Kushner’s book tried to solve the mystery of suffering: If God is all-powerful God should be able to stop suffering. If God is good he should stop suffering. What Kushner does is take a theological point of view, saying God is good, but not all-powerful, so he can’t stop it. That is one of the most unsatisfying books on suffering I have ever read. It says God is not only someone you can’t blame for your suffering, but you also have no solution. Lewis’s is a fine book, more philosophical. I wanted to write a theological, a philosophical, and a personal how-to-get-through-it book.
The question of evil has caused people to turn away from religion altogether. What does this book say to those people?
There is a tendency to put Christianity on trial and say, “How does Christianity answer all these problems?” But if you reject Christianity, you still have to deal with suffering and evil and injustice. Let’s compare Christianity to every other view of things--Buddhism, Hinduism, secularism, atheism, paganism. Christianity [deals with the problem] better than anything else, I believe.
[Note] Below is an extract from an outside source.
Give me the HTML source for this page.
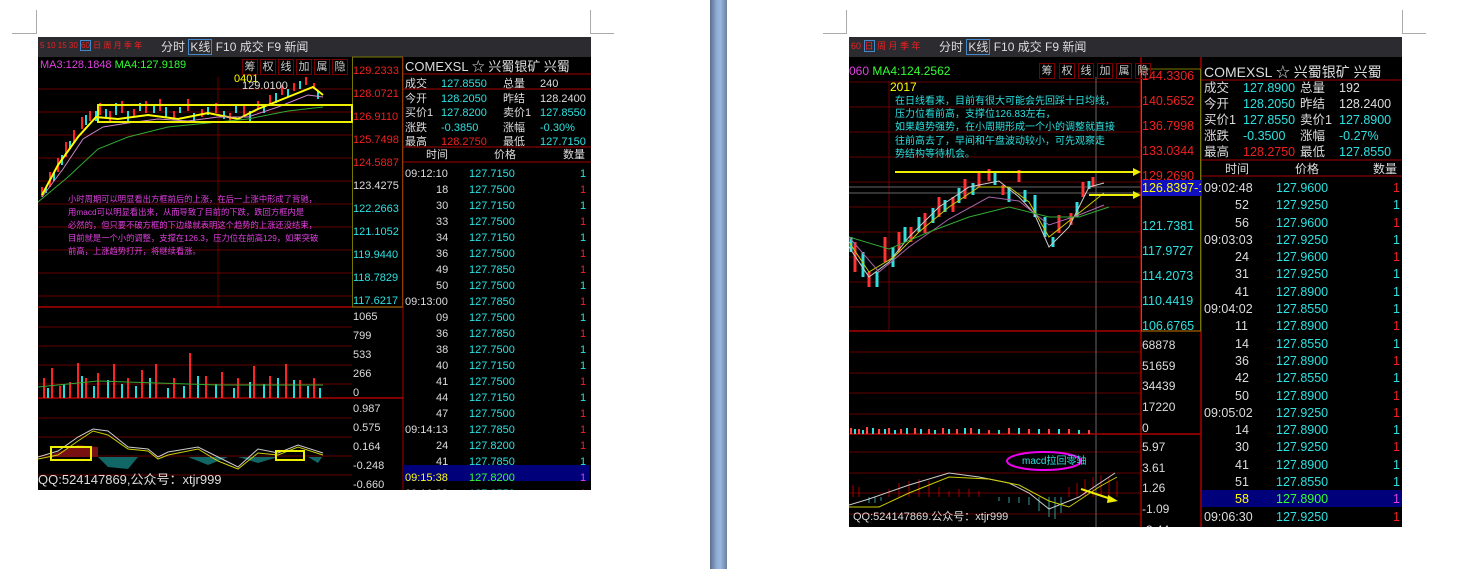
<!DOCTYPE html>
<html><head><meta charset="utf-8"><style>
*{margin:0;padding:0;box-sizing:border-box}
body{width:1479px;height:569px;background:#fff;position:relative;overflow:hidden;font-family:"Liberation Sans","Noto Sans CJK SC",sans-serif}
.a{position:absolute;white-space:nowrap;line-height:1}
.img{position:absolute;background:#000;overflow:hidden}
.tb{position:absolute;left:0;top:0;right:0;height:20px;background:#2b2b30;color:#ddd;font-size:12px}
.c{color:#2ee0e0}.r{color:#f02020}.w{color:#ddd}.y{color:#ff0}.m{color:#e040e0}.g{color:#3f3}
.f12{font-size:12px}.f11{font-size:11px}
.btn{position:absolute;top:3px;width:16px;height:16px;border:1px solid #700;font-size:11px;text-align:center;line-height:14px;color:#ccc}
</style></head><body>
<div style="position:absolute;left:36px;top:10px;width:1px;height:24px;background:#aaa"></div>
<div style="position:absolute;left:12px;top:33px;width:25px;height:1px;background:#aaa"></div>
<div style="position:absolute;left:590px;top:10px;width:1px;height:24px;background:#aaa"></div>
<div style="position:absolute;left:590px;top:33px;width:24px;height:1px;background:#aaa"></div>
<div style="position:absolute;left:846px;top:10px;width:1px;height:24px;background:#aaa"></div>
<div style="position:absolute;left:823px;top:33px;width:24px;height:1px;background:#aaa"></div>
<div style="position:absolute;left:1402px;top:10px;width:1px;height:24px;background:#aaa"></div>
<div style="position:absolute;left:1402px;top:33px;width:24px;height:1px;background:#aaa"></div>
<div style="position:absolute;left:710px;top:0;width:17px;height:569px;background:linear-gradient(90deg,#5b6f8f,#8fadd6 40%,#9bb8df 60%,#6a7fa0)"></div>

<!-- LEFT IMAGE -->
<div class="img" style="left:38px;top:37px;width:553px;height:453px">
 <div class="tb"><span class="a r" style="left:2px;top:5px;font-size:8px">5 10 15 30 <span style="border:1px solid #48c">60</span> 日 周 月 季 年</span>
 <span class="a" style="left:123px;top:4px">分时 <span style="border:1px solid #48c;padding:0 1px">K线</span> F10 成交 F9 新闻</span></div>
 <svg style="position:absolute;left:0;top:0" width="553" height="453">
  <g stroke="#600" stroke-width="1">
   <line x1="0" y1="52" x2="314" y2="52"/><line x1="0" y1="75" x2="314" y2="75"/><line x1="0" y1="98" x2="314" y2="98"/><line x1="0" y1="121" x2="314" y2="121"/><line x1="0" y1="144" x2="314" y2="144"/><line x1="0" y1="167" x2="314" y2="167"/><line x1="0" y1="190" x2="314" y2="190"/><line x1="0" y1="213" x2="314" y2="213"/><line x1="0" y1="236" x2="314" y2="236"/><line x1="0" y1="259" x2="314" y2="259"/>
   <line x1="0" y1="290" x2="314" y2="290"/><line x1="0" y1="309" x2="314" y2="309"/><line x1="0" y1="328" x2="314" y2="328"/><line x1="0" y1="347" x2="314" y2="347"/>
   <line x1="0" y1="381" x2="314" y2="381"/><line x1="0" y1="400" x2="314" y2="400"/><line x1="0" y1="419" x2="314" y2="419"/><line x1="0" y1="438" x2="314" y2="438"/>
   <line x1="180" y1="40" x2="180" y2="270"/>
  </g>
  <g stroke="#a00" stroke-width="1.5"><line x1="0" y1="270" x2="365" y2="270"/><line x1="0" y1="361" x2="365" y2="361"/></g>
  <rect x="314.5" y="20" width="50" height="250" fill="none" stroke="#770" />
  <line x1="365" y1="20" x2="365" y2="453" stroke="#a00"/>
  <g stroke="#f22" stroke-width="2">
   <path d="M4 160v-10M12 150v-15M20 135v-14M28 120v-15M36 105v-12M44 92v-12M52 84v-10M62 78v-12M72 84v-10M84 76v-12M96 80v-8M108 76v-12M122 74v-12M136 82v-8M150 74v-12M164 80v-8M178 76v-10M192 84v-8M206 78v-10M220 72v-8M232 68v-10M244 58v-10M256 54v-8M268 48v-8M276 52v-6"/>
  </g>
  <g stroke="#2dd" stroke-width="2">
   <path d="M8 156v-6M16 144v-8M24 128v-10M32 112v-8M48 88v-10M58 84v-10M68 80v-8M78 78v-12M90 84v-10M102 74v-8M116 76v-8M128 80v-10M142 76v-6M156 86v-10M170 78v-8M186 82v-8M198 76v-8M212 84v-10M226 76v-8M238 66v-10M250 60v-8M262 52v-8M280 62v-8"/>
  </g>
  <polyline fill="none" stroke="#ff0" stroke-width="2" points="4,158 20,128 40,100 58,80 80,82 110,78 140,82 170,76 200,82 220,72 250,60 275,50 285,58"/>
  <polyline fill="none" stroke="#c8c" stroke-width="1" points="4,160 25,132 45,102 65,90 90,86 120,82 150,84 180,80 210,80 240,70 270,58 285,60"/>
  <polyline fill="none" stroke="#3a3" stroke-width="1" points="0,165 30,140 60,112 90,100 130,90 170,86 210,82 250,74 285,70"/>
  <rect x="60" y="68" width="254" height="17" fill="none" stroke="#ee0" stroke-width="2"/>
  <g stroke="#f22" stroke-width="2"><path d="M6 361v-20M14 361v-30M22 361v-12M32 361v-16M40 361v-35M48 361v-20M60 361v-25M76 361v-34M90 361v-20M104 361v-28M118 361v-34M136 361v-20M152 361v-45M168 361v-22M184 361v-26M200 361v-20M216 361v-32M232 361v-22M248 361v-34M262 361v-18M276 361v-20"/></g>
  <g stroke="#2dd" stroke-width="2"><path d="M10 361v-10M26 361v-14M44 361v-22M56 361v-12M70 361v-18M84 361v-14M98 361v-12M112 361v-20M130 361v-10M146 361v-12M160 361v-22M178 361v-14M196 361v-10M212 361v-16M226 361v-14M240 361v-20M256 361v-18M270 361v-12M282 361v-10"/></g>
  <polyline fill="none" stroke="#3a3" points="0,350 60,344 120,346 180,348 240,348 285,348"/>
  <path d="M12 418 L40 408 L60 410 V420 H12Z" fill="#711"/>
  <path d="M60 420 L70 430 L90 432 L100 420Z" fill="#166"/>
  <path d="M150 420 L170 428 L190 420Z M200 420 L220 426 L240 420Z M270 420 L280 426 L284 420Z" fill="#166"/>
  <polyline fill="none" stroke="#ccc" points="0,420 20,414 40,400 55,392 70,394 90,410 110,412 120,420 130,415 160,410 180,420 200,430 220,412 240,416 260,408 285,416"/>
  <polyline fill="none" stroke="#cc0" points="0,422 20,418 40,404 55,394 70,398 90,412 110,414 120,422 130,418 160,412 180,424 200,432 220,416 240,418 260,410 285,418"/>
  <rect x="13" y="410" width="40" height="13" fill="none" stroke="#ee0" stroke-width="2"/>
  <rect x="238" y="414" width="28" height="9" fill="none" stroke="#ee0" stroke-width="2"/>
  <g stroke="#a00"><line x1="365" y1="37" x2="553" y2="37"/><line x1="365" y1="52" x2="553" y2="52"/><line x1="365" y1="110" x2="553" y2="110"/><line x1="365" y1="125" x2="553" y2="125"/></g>
 </svg>
 <span class="a m f11" style="left:2px;top:23px">MA3:128.1848 <span class="g">MA4:127.9189</span></span>
 <span class="btn" style="left:204px;top:22px">筹</span><span class="btn r" style="left:222px;top:22px">权</span><span class="btn r" style="left:240px;top:22px">线</span><span class="btn" style="left:258px;top:22px">加</span><span class="btn" style="left:276px;top:22px">属</span><span class="btn" style="left:294px;top:22px">隐</span>
 <span class="a y f11" style="left:196px;top:37px">0401</span>
 <span class="a w f11" style="left:204px;top:44px">129.0100</span>
 <div class="a m" style="left:30px;top:156px;font-size:8.3px;line-height:13px">小时周期可以明显看出方框前后的上涨，在后一上涨中形成了背驰，<br>用macd可以明显看出来，从而导致了目前的下跌，跌回方框内是<br>必然的，但只要不破方框的下边缘就表明这个趋势的上涨还没结束，<br>目前就是一个小的调整，支撑在126.3，压力位在前高129，如果突破<br>前高，上涨趋势打开，将继续看涨。</div>
 <span class="a w" style="left:0px;top:436px;font-size:13px">QQ:524147869,公众号：xtjr999</span>
 <div class="a f11" style="left:315px;top:23px;line-height:23px">
  <div class="r">129.2333</div><div class="r">128.0721</div><div class="r">126.9110</div><div class="r">125.7498</div><div class="r">124.5887</div><div class="w">123.4275</div><div class="c">122.2663</div><div class="c">121.1052</div><div class="c">119.9440</div><div class="c">118.7829</div><div class="c">117.6217</div></div>
 <div class="a w f11" style="left:315px;top:271px;line-height:19px"><div>1065</div><div>799</div><div>533</div><div>266</div><div>0</div></div>
 <div class="a w f11" style="left:315px;top:363px;line-height:19px"><div>0.987</div><div>0.575</div><div>0.164</div><div>-0.248</div><div>-0.660</div></div>
 <span class="a w f12" style="left:367px;top:23px;font-size:13px">COMEXSL ☆ 兴蜀银矿 兴蜀</span>
 <div class="a f11 w" style="left:367px;top:40px;line-height:14.5px">
  <div>成交 <span class="c" style="position:absolute;left:36px">127.8550</span><span style="position:absolute;left:98px">总量</span><span style="position:absolute;left:135px">240</span></div>
  <div>今开 <span class="c" style="position:absolute;left:36px">128.2050</span><span style="position:absolute;left:98px">昨结</span><span style="position:absolute;left:135px">128.2400</span></div>
  <div>买价1<span class="c" style="position:absolute;left:36px">127.8200</span><span style="position:absolute;left:98px">卖价1</span><span class="c" style="position:absolute;left:135px">127.8550</span></div>
  <div>涨跌 <span class="c" style="position:absolute;left:36px">-0.3850</span><span style="position:absolute;left:98px">涨幅</span><span class="c" style="position:absolute;left:135px">-0.30%</span></div>
  <div>最高 <span class="r" style="position:absolute;left:36px">128.2750</span><span style="position:absolute;left:98px">最低</span><span class="c" style="position:absolute;left:135px">127.7150</span></div>
 </div>
 <span class="a w f11" style="left:388px;top:113px">时间</span><span class="a w f11" style="left:456px;top:113px">价格</span><span class="a w f11" style="left:525px;top:113px">数量</span>
 <div style="position:absolute;left:365px;top:428px;width:186px;height:16px;background:#00007a"></div>
 <div class="a f11" style="left:367px;top:129px;line-height:16px;width:186px">
  <div class="w">09:12:10</div><div class="w" style="padding-left:31px">18</div><div class="w" style="padding-left:31px">30</div><div class="w" style="padding-left:31px">33</div><div class="w" style="padding-left:31px">34</div><div class="w" style="padding-left:31px">36</div><div class="w" style="padding-left:31px">49</div><div class="w" style="padding-left:31px">50</div><div class="w">09:13:00</div><div class="w" style="padding-left:31px">09</div><div class="w" style="padding-left:31px">36</div><div class="w" style="padding-left:31px">38</div><div class="w" style="padding-left:31px">40</div><div class="w" style="padding-left:31px">41</div><div class="w" style="padding-left:31px">44</div><div class="w" style="padding-left:31px">47</div><div class="w">09:14:13</div><div class="w" style="padding-left:31px">24</div><div class="w" style="padding-left:31px">41</div><div class="y">09:15:38</div><div class="w">09:16:38</div>
 </div>
 <div class="a f11 c" style="left:431px;top:129px;line-height:16px">
  <div>127.7150</div><div>127.7500</div><div>127.7150</div><div>127.7500</div><div>127.7150</div><div>127.7500</div><div>127.7850</div><div>127.7500</div><div>127.7850</div><div>127.7500</div><div>127.7850</div><div>127.7500</div><div>127.7150</div><div>127.7500</div><div>127.7150</div><div>127.7500</div><div>127.7850</div><div>127.8200</div><div>127.7850</div><div class="g">127.8200</div><div>127.8550</div>
 </div>
 <div class="a f11" style="left:542px;top:129px;line-height:16px">
  <div class="c">1</div><div class="r">1</div><div class="c">1</div><div class="r">1</div><div class="c">1</div><div class="r">1</div><div class="r">1</div><div class="c">1</div><div class="r">1</div><div class="c">1</div><div class="r">1</div><div class="c">1</div><div class="c">1</div><div class="r">1</div><div class="c">1</div><div class="r">1</div><div class="r">1</div><div class="r">1</div><div class="c">1</div><div class="m">1</div><div class="r">1</div>
 </div>
</div>

<!-- RIGHT IMAGE -->
<div class="img" style="left:849px;top:37px;width:553px;height:490px">
 <div class="tb"><span class="a r" style="left:2px;top:5px;font-size:9px">60 <span style="border:1px solid #48c">日</span> 周 月 季 年</span>
 <span class="a" style="left:90px;top:4px">分时 <span style="border:1px solid #48c;padding:0 1px">K线</span> F10 成交 F9 新闻</span></div>
 <svg style="position:absolute;left:0;top:0" width="553" height="490">
  <g stroke="#600">
   <line x1="0" y1="45" x2="292" y2="45"/><line x1="0" y1="70" x2="292" y2="70"/><line x1="0" y1="95" x2="292" y2="95"/><line x1="0" y1="120" x2="292" y2="120"/><line x1="0" y1="145" x2="292" y2="145"/><line x1="0" y1="170" x2="292" y2="170"/><line x1="0" y1="195" x2="292" y2="195"/><line x1="0" y1="220" x2="292" y2="220"/><line x1="0" y1="245" x2="292" y2="245"/><line x1="0" y1="270" x2="292" y2="270"/>
   <line x1="0" y1="315" x2="292" y2="315"/><line x1="0" y1="336" x2="292" y2="336"/><line x1="0" y1="356" x2="292" y2="356"/><line x1="0" y1="377" x2="292" y2="377"/>
   <line x1="0" y1="415" x2="292" y2="415"/><line x1="0" y1="436" x2="292" y2="436"/><line x1="0" y1="456" x2="292" y2="456"/><line x1="0" y1="477" x2="292" y2="477"/>
   <line x1="40" y1="45" x2="40" y2="294"/>
  </g>
  <g stroke="#666"><line x1="0" y1="150" x2="292" y2="150"/><line x1="0" y1="156" x2="292" y2="156"/><line x1="247" y1="40" x2="247" y2="490"/></g>
  <g stroke="#a00" stroke-width="1.5"><line x1="0" y1="294" x2="352" y2="294"/><line x1="0" y1="397" x2="352" y2="397"/><line x1="292" y1="20" x2="292" y2="490"/><line x1="352" y1="20" x2="352" y2="490"/></g>
  <rect x="292.5" y="32" width="59" height="262" fill="none" stroke="#770"/>
  <g stroke="#f33" stroke-width="3"><path d="M6 235v-30M20 250v-15M36 225v-25M50 215v-20M62 205v-15M76 196v-20M90 180v-20M104 175v-15M116 162v-20M130 150v-15M140 144v-12M154 158v-10M170 145v-12M210 196v-18M222 188v-12M234 160v-15M244 150v-10"/></g>
  <g stroke="#3dd" stroke-width="3"><path d="M2 215v-15M14 240v-25M28 250v-15M44 230v-20M56 205v-15M70 195v-15M84 186v-15M96 175v-12M110 166v-15M124 158v-12M146 148v-12M160 165v-15M176 165v-12M186 180v-22M196 200v-20M204 210v-10M228 180v-15M240 152v-8"/></g>
  <polyline fill="none" stroke="#ccc" points="0,210 20,240 40,225 60,200 90,170 120,150 150,144 170,160 185,176 200,210 220,190 240,150 255,146"/>
  <polyline fill="none" stroke="#cc0" points="0,205 20,235 45,220 70,195 100,170 130,150 160,150 180,165 200,200 225,180 255,156"/>
  <polyline fill="none" stroke="#a6a" points="0,200 30,235 60,210 100,182 140,160 170,164 200,188 230,178 255,168"/>
  <polyline fill="none" stroke="#3a3" points="0,200 40,212 80,195 120,180 160,170 200,180 230,180 260,170"/>
  <line x1="46" y1="135" x2="290" y2="135" stroke="#ee0" stroke-width="2"/><polygon points="292,135 284,131 284,139" fill="#ee0"/>
  <line x1="240" y1="158" x2="290" y2="158" stroke="#ee0" stroke-width="2"/><polygon points="292,158 284,154 284,162" fill="#ee0"/>
  <g stroke="#f44" stroke-width="2"><path d="M2 397v-6M10 397v-5M18 397v-7M30 397v-5M40 397v-6M52 397v-5M66 397v-6M80 397v-5M94 397v-6M108 397v-5M122 397v-6M140 397v-4M160 397v-6M180 397v-5M200 397v-5M220 397v-5M240 397v-4"/></g>
  <g stroke="#3dd" stroke-width="2"><path d="M6 397v-5M14 397v-4M24 397v-6M36 397v-5M46 397v-4M58 397v-6M72 397v-5M86 397v-4M100 397v-5M116 397v-6M130 397v-5M150 397v-4M170 397v-6M190 397v-5M210 397v-5M230 397v-4"/></g>
  <g stroke="#a00"><path d="M4 460v-12M10 460v-10M40 460v-8M50 460v-14M60 460v-16M70 460v-18M80 460v-16M90 460v-10M100 460v-6M110 460v-8M120 460v-8M130 460v-6M220 460v-10M228 460v-14M236 460v-18M244 460v-20M252 460v-22M260 460v-20M268 460v-16"/></g>
  <g stroke="#399"><path d="M20 460v6M26 460v6M32 460v4M150 460v4M160 460v6M170 460v6M180 460v8M190 460v14M200 460v20M206 460v22M212 460v16"/></g>
  <polyline fill="none" stroke="#ccc" points="0,468 20,462 60,448 100,436 130,440 160,446 180,456 200,472 230,460 260,440 266,436"/>
  <polyline fill="none" stroke="#cc0" points="0,470 30,470 60,456 100,440 140,442 170,448 200,464 220,470 250,450 268,440"/>
  <line x1="232" y1="452" x2="262" y2="462" stroke="#ee0" stroke-width="2"/><polygon points="269,464 259,458 258,466" fill="#ee0"/>
  <ellipse cx="195" cy="424" rx="37" ry="9" fill="none" stroke="#e0e" stroke-width="2"/>
  <g stroke="#a00"><line x1="352" y1="43" x2="553" y2="43"/><line x1="352" y1="123" x2="553" y2="123"/><line x1="352" y1="139" x2="553" y2="139"/></g>
 </svg>
 <span class="a m f12" style="left:0px;top:28px">060 <span class="g">MA4:124.2562</span></span>
 <span class="btn" style="left:190px;top:26px">筹</span><span class="btn r" style="left:210px;top:26px">权</span><span class="btn r" style="left:229px;top:26px">线</span><span class="btn" style="left:248px;top:26px">加</span><span class="btn" style="left:267px;top:26px">属</span><span class="btn" style="left:286px;top:26px">隐</span>
 <span class="a y f12" style="left:41px;top:44px">2017</span>
 <div class="a c" style="left:46px;top:58px;font-size:10px;line-height:13.2px">在日线看来，目前有很大可能会先回踩十日均线，<br>压力位看前高，支撑位126.83左右，<br>如果趋势强势，在小周期形成一个小的调整就直接<br>往前高去了，早间和午盘波动较小，可先观察走<br>势结构等待机会。</div>
 <span class="a c" style="left:173px;top:420px;font-size:10px">macd拉回零轴</span>
 <span class="a w" style="left:4px;top:475px;font-size:11px">QQ:524147869.公众号：xtjr999</span>
 <div class="a" style="left:293px;top:27px;line-height:25px;font-size:12.5px">
  <div class="r">144.3306</div><div class="r">140.5652</div><div class="r">136.7998</div><div class="r">133.0344</div><div class="r">129.2690</div><div class="c">&nbsp;</div><div class="c">121.7381</div><div class="c">117.9727</div><div class="c">114.2073</div><div class="c">110.4419</div><div class="c">106.6765</div></div>
 <div class="a y" style="left:293px;top:143px;width:59px;height:16px;background:#1010c0;line-height:16px;overflow:hidden;font-size:12.5px">126.8397-1</div>
 <div class="a w" style="left:293px;top:298px;line-height:20.7px;font-size:12px"><div>68878</div><div>51659</div><div>34439</div><div>17220</div><div>0</div></div>
 <div class="a w" style="left:293px;top:400px;line-height:20.7px;font-size:12px"><div>5.97</div><div>3.61</div><div>1.26</div><div>-1.09</div><div>-3.44</div></div>
 <span class="a w" style="left:355px;top:28px;font-size:14px">COMEXSL ☆ 兴蜀银矿 兴蜀</span>
 <div class="a w" style="left:355px;top:43px;line-height:16px;width:198px;font-size:12.5px">
  <div>成交<span class="c" style="position:absolute;left:39px">127.8900</span><span style="position:absolute;left:96px">总量</span><span style="position:absolute;left:135px">192</span></div>
  <div>今开<span class="c" style="position:absolute;left:39px">128.2050</span><span style="position:absolute;left:96px">昨结</span><span style="position:absolute;left:135px">128.2400</span></div>
  <div>买价1<span class="c" style="position:absolute;left:39px">127.8550</span><span style="position:absolute;left:96px">卖价1</span><span class="c" style="position:absolute;left:135px">127.8900</span></div>
  <div>涨跌<span class="c" style="position:absolute;left:39px">-0.3500</span><span style="position:absolute;left:96px">涨幅</span><span class="c" style="position:absolute;left:135px">-0.27%</span></div>
  <div>最高<span class="r" style="position:absolute;left:39px">128.2750</span><span style="position:absolute;left:96px">最低</span><span class="c" style="position:absolute;left:135px">127.8550</span></div>
 </div>
 <span class="a w f12" style="left:376px;top:126px">时间</span><span class="a w f12" style="left:446px;top:126px">价格</span><span class="a w f12" style="left:524px;top:126px">数量</span>
 <div style="position:absolute;left:353px;top:453px;width:200px;height:17px;background:#00007a"></div>
 <div class="a w" style="left:355px;top:143px;line-height:17.3px;font-size:12.5px">
  <div>09:02:48</div><div style="padding-left:31px">52</div><div style="padding-left:31px">56</div><div>09:03:03</div><div style="padding-left:31px">24</div><div style="padding-left:31px">31</div><div style="padding-left:31px">41</div><div>09:04:02</div><div style="padding-left:31px">11</div><div style="padding-left:31px">14</div><div style="padding-left:31px">36</div><div style="padding-left:31px">42</div><div style="padding-left:31px">50</div><div>09:05:02</div><div style="padding-left:31px">14</div><div style="padding-left:31px">30</div><div style="padding-left:31px">41</div><div style="padding-left:31px">51</div><div class="y" style="padding-left:31px">58</div><div>09:06:30</div>
 </div>
 <div class="a c" style="left:427px;top:143px;line-height:17.3px;font-size:12.5px">
  <div>127.9600</div><div>127.9250</div><div>127.9600</div><div>127.9250</div><div>127.9600</div><div>127.9250</div><div>127.8900</div><div>127.8550</div><div>127.8900</div><div>127.8550</div><div>127.8900</div><div>127.8550</div><div>127.8900</div><div>127.9250</div><div>127.8900</div><div>127.9250</div><div>127.8900</div><div>127.8550</div><div class="g">127.8900</div><div>127.9250</div>
 </div>
 <div class="a" style="left:544px;top:143px;line-height:17.3px;font-size:12.5px">
  <div class="r">1</div><div class="c">1</div><div class="r">1</div><div class="c">1</div><div class="r">1</div><div class="c">1</div><div class="c">1</div><div class="c">1</div><div class="r">1</div><div class="c">1</div><div class="r">1</div><div class="c">1</div><div class="r">1</div><div class="r">1</div><div class="c">1</div><div class="r">1</div><div class="c">1</div><div class="c">1</div><div class="m">1</div><div class="r">1</div>
 </div>
</div>
</body></html>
Arguably, the secular view is the worst to help you understand it. There is an essay in a book by Richard Schweder that really made the penny drop for me. He wrote that modern Western society dis-empowers you to deal with suffering, says you need experts to help you--therapists and other professionals. But religion says suffering is an opportunity for you to become a better person.
You seem to be saying mystery is an essential component of suffering. Why must mystery and suffering go together?
Imagine you were a follower of Jesus in his lifetime and you loved him and you said, this guy is going to put things right. Suddenly, he is captured, tried, tortured, and he is dying on the cross. You would say, “I don’t see how God could bring any good out of this.” But we have an inkling of that good now because we have the Bible and Christian history. We have some idea of why God did allow that horrible suffering to happen to Jesus. Everything that ever happens is like that. It won’t be mysterious in the end, but right now it has to be mysterious because it is in God’s counsel and we can’t figure that out. You just have to accept the mystery of it.